Tension On The Klamath Basin Border

Klamath River photo by Guy Smith/CDFW

The Sacramento Bee has a good piece on the tension going on among multiple parties regarding Klamath Basin water rights:

Now the stage is set for another round of conflict on the Klamath River, the result of a dry winter and a court ruling by a federal judge in San Francisco.

In late April, Judge William Orrick, siding with Indian tribes and commercial fishermen, ruled that a significant share of water that farmers needed for their spring planting is going downstream to aid troubled fish populations.

A few days later, the farmer-run Klamath Irrigation District, in a letter from their attorney, told the federal government that it planned to open the gates on a government-owned canal in southern Oregon. That would allow Klamath water to flow onto onion, potato and wheat fields in time for planting season.

http://www.sacbee.com/news/state/california/water-and-drought/article210634429.html#storylink=cpy
The story has a little more on how the river system’s fish population are affected by this mess:

The Bureau of Reclamation operates a network of dams, pumps and canals known collectively as the Klamath Project. The region covers about 200,000 acres of land on both sides of the border, serving several hundred farmers.

In 2017, Judge Orrick in San Francisco ordered Reclamation to use more of the Klamath’s waters to flush out a lethal parasite called C. shasta, which has devastated fish populations.

Orrick’s ruling was a major victory for the Hoopa Valley, Karuk and Yurok, California’s three largest Native American tribes, whose economies rely heavily on salmon fishing in the Klamath’s and Trinity’s lower reaches. Although it isn’t harmful to humans, C. shasta killed much of the threatened juvenile coho salmon population during the recent five-year drought.

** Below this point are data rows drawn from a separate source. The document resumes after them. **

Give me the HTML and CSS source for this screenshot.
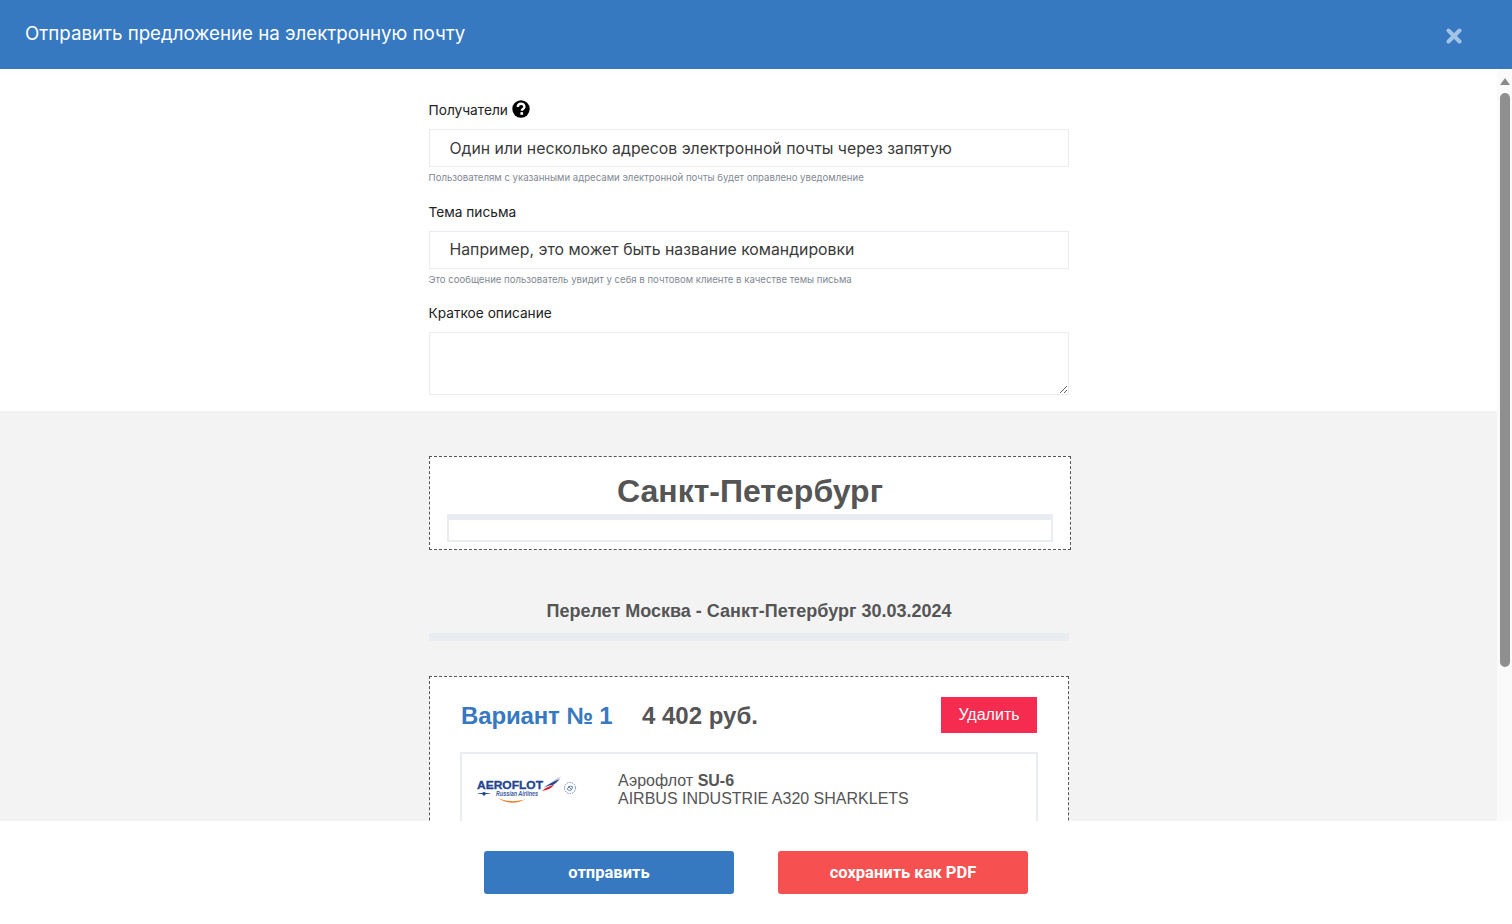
FILE: index.html
```html
<!DOCTYPE html>
<html lang="ru">
<head>
  <meta charset="UTF-8" />
  <title>Отправить предложение на электронную почту</title>
  <link rel="stylesheet" href="styles.css">
</head>
<body>
  <header class="modal-header">
    <h1>Отправить предложение на электронную почту</h1>
    <svg class="close-icon" viewBox="0 0 16 16" width="16" height="16">
      <path d="M2.5 2.5l11 11M13.5 2.5l-11 11" stroke="#a3c3e6" stroke-width="4" stroke-linecap="round" fill="none" />
    </svg>
  </header>

  <div class="modal-body">
    <div class="content">
      <section class="form-section">
        <form class="form">
          <label class="label">Получатели
            <svg class="help-icon" viewBox="0 0 18 18" width="18" height="18">
              <circle cx="9" cy="9" r="8.7" fill="#000" />
              <path d="M5.8 7c0-4.4 6.6-4.2 6.6-.3 0 2.4-2.6 2.3-2.6 4" stroke="#fff" stroke-width="2.4" fill="none" />
              <rect x="8.4" y="12.2" width="2.7" height="2.6" fill="#fff" />
            </svg>
          </label>
          <input class="input" type="text" placeholder="Один или несколько адресов электронной почты через запятую" />
          <p class="hint">Пользователям с указанными адресами электронной почты будет оправлено уведомление</p>

          <label class="label">Тема письма</label>
          <input class="input" type="text" placeholder="Например, это может быть название командировки" />
          <p class="hint">Это сообщение пользователь увидит у себя в почтовом клиенте в качестве темы письма</p>

          <label class="label">Краткое описание</label>
          <textarea class="textarea"></textarea>
        </form>
      </section>

      <section class="preview">
        <div class="city-box">
          <h2>Санкт-Петербург</h2>
          <div class="city-frame"></div>
        </div>

        <h3 class="route">Перелет Москва - Санкт-Петербург 30.03.2024</h3>
        <div class="route-bar"></div>

        <div class="variant">
          <div class="variant-head">
            <span class="variant-name">Вариант № 1</span>
            <span class="variant-price">4 402 руб.</span>
            <button class="btn-delete" type="button">Удалить</button>
          </div>
          <div class="flight">
            <svg class="airline-logo" viewBox="0 0 102 30" width="102" height="30">
              <text x="0" y="13" class="logo-name" textLength="66" lengthAdjust="spacingAndGlyphs">AEROFLOT</text>
              <path d="M65 14C71 8 78 3 85 0 82 3 79 5 77 7 73 8 69 10 65 14Z" fill="#c4cbd6" />
              <path d="M67 12C71 8 76 6 83 3 80 6 78 8 76 9 73 9 70 10 67 12Z" fill="#24458f" />
              <path d="M65 15C69 11 73 10 77 9 75 12 71 14 65 15Z" fill="#d8232a" />
              <path d="M0 17h5l2-1.2 2 1.2h5c-2 .8-3.500 1-5 1l-2 2-2-2c-1.500 0-3-.2-5-1z" fill="#24458f" />
              <text x="19" y="20" class="logo-sub" textLength="42" lengthAdjust="spacingAndGlyphs">Russian Airlines</text>
              <path d="M21 22C29 28 40 28 49 23 40 26 30 26 21 22Z" fill="#ec7a22" />
              <circle cx="93" cy="12" r="5.6" fill="none" stroke="#6d8cbd" stroke-width="1" stroke-dasharray="1.5 1" />
              <path d="M90 13l3-3 3 1-3 4zM91 10l4 4" fill="none" stroke="#4a70ad" stroke-width=".8" />
            </svg>
            <div class="flight-info">
              Аэрофлот <b>SU-6</b><br />
              AIRBUS INDUSTRIE A320 SHARKLETS
            </div>
          </div>
        </div>
      </section>
    </div>

    <div class="scrollbar">
      <span class="scroll-arrow"></span>
      <span class="scroll-thumb"></span>
    </div>
  </div>

  <footer class="modal-footer">
    <button class="btn btn-send" type="button">отправить</button>
    <button class="btn btn-pdf" type="button">сохранить как PDF</button>
  </footer>
</body>
</html>
```

FILE: styles.css
```css
* {
  box-sizing: border-box;
}

body {
  margin: 0;
  height: 100vh;
  display: flex;
  flex-direction: column;
  overflow: hidden;
  background: #fff;
  font-family: Inter, "Noto Sans", sans-serif;
  color: #222;
}

.modal-header {
  height: 69px;
  flex: none;
  display: flex;
  align-items: center;
  justify-content: space-between;
  padding: 0 50px 0 25px;
  background: #3779c1;
  color: #fff;
}

.modal-header h1 {
  margin: 0 0 2px;
  font-size: 18.7px;
  font-weight: 400;
}

.close-icon {
  margin-top: 3px;
}

.modal-body {
  flex: 1;
  min-height: 0;
  display: flex;
}

.content {
  flex: 1;
  min-width: 0;
  overflow: hidden;
}

.scrollbar {
  width: 15px;
  flex: none;
  display: flex;
  flex-direction: column;
  align-items: center;
  background: #fafafa;
}

.scroll-arrow {
  margin-top: 9px;
  border-left: 5px solid transparent;
  border-right: 5px solid transparent;
  border-bottom: 7px solid #8a8a8a;
}

.scroll-thumb {
  width: 10px;
  height: 574px;
  margin-top: 8px;
  border-radius: 5px;
  background: #8f8f8f;
}

.form-section {
  height: 342px;
  padding-top: 32px;
}

.form {
  width: 640px;
  margin: 0 auto;
}

.label {
  display: flex;
  align-items: center;
  gap: 4px;
  height: 18px;
  margin-bottom: 10px;
  font-size: 13.7px;
}

.help-icon {
  margin-top: -3px;
}

.input,
.textarea {
  display: block;
  width: 100%;
  border: 1px solid #e9ecf1;
  background: #fff;
  font-family: inherit;
  outline: none;
}

.input {
  height: 38px;
  padding: 0 20px;
  font-size: 15.8px;
}

.input::placeholder {
  color: #3a3a3a;
  opacity: 1;
}

.textarea {
  height: 63px;
}

.hint {
  height: 14px;
  margin: 4px 0 17.5px;
  font-size: 9.6px;
  line-height: 14px;
  color: #7f8894;
}

.preview {
  padding-top: 45px;
  background: #f3f3f3;
  height: 410px;
  color: #555;
  font-family: "Liberation Sans", Arial, sans-serif;
}

.city-box {
  width: 642px;
  height: 94px;
  margin: 0 0 0 429px;
  padding: 14px 17px 0;
  border: 1px dashed #555;
  background: #fff;
}

.city-box h2 {
  margin: 0;
  height: 43px;
  font-size: 32px;
  line-height: 40px;
  text-align: center;
}

.city-frame {
  height: 28px;
  border: 2px solid #e9ecf0;
  border-top-width: 6px;
}

.route {
  width: 640px;
  margin: 50px 0 0 429px;
  font-size: 18px;
  line-height: 22px;
  text-align: center;
}

.route-bar {
  width: 640px;
  height: 8px;
  margin: 11px 0 0 429px;
  background: #e9ecf0;
}

.variant {
  width: 640px;
  height: 200px;
  margin: 35px 0 0 429px;
  padding: 20px 31px 0;
  border: 1px dashed #555;
  background: #fff;
}

.variant-head {
  display: flex;
  align-items: center;
  height: 36px;
}

.variant-name {
  width: 181px;
  padding-top: 2px;
  font-size: 24px;
  font-weight: 700;
  letter-spacing: -0.15px;
  color: #3779c1;
}

.variant-price {
  flex: 1;
  padding-top: 2px;
  font-size: 24px;
  font-weight: 700;
}

.btn-delete {
  width: 96px;
  height: 36px;
  border: none;
  background: #f52c50;
  color: #fff;
  font-family: inherit;
  font-size: 16px;
}

.flight {
  display: flex;
  height: 120px;
  margin: 19px -1px 0;
  padding: 18px 15px;
  border: 2px solid #e9ecf0;
}

.airline-logo {
  flex: none;
  margin-top: 4px;
}

.logo-name {
  font-family: "Liberation Sans", Arial, sans-serif;
  font-size: 10.5px;
  font-weight: 700;
  fill: #24458f;
  stroke: #24458f;
  stroke-width: 0.3;
}

.logo-sub {
  font-family: "Liberation Sans", Arial, sans-serif;
  font-size: 6.5px;
  font-style: italic;
  font-weight: 700;
  fill: #3a5a9f;
}

.flight-info {
  margin-left: 39px;
  font-size: 16px;
  line-height: 18px;
}

.modal-footer {
  height: 103px;
  flex: none;
  display: flex;
  justify-content: center;
  gap: 44px;
  padding-top: 30px;
  background: #fff;
}

.btn {
  width: 250px;
  height: 43px;
  border: none;
  border-radius: 3px;
  color: #fff;
  font-family: Roboto, sans-serif;
  font-size: 16.5px;
  font-weight: 700;
}

.btn-send {
  background: #3779c1;
}

.btn-pdf {
  background: #f75050;
}
```
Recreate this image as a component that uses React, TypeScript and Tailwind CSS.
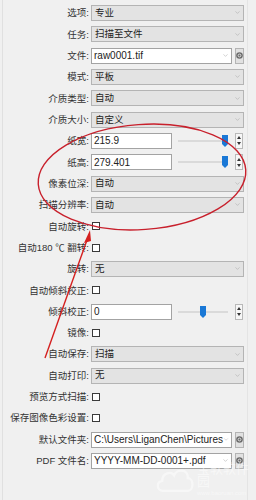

The drought and a separate disease also plagued another salmon species vital to the tribes, the Chinook. For the first time in history, so few adult Chinook returned to spawn last year that the tribes had to forgo their fall fishing season. The fish are so important to the river tribes’ cultural identities and their impoverished communities, tribal health officials were worried about suicide outbreaks.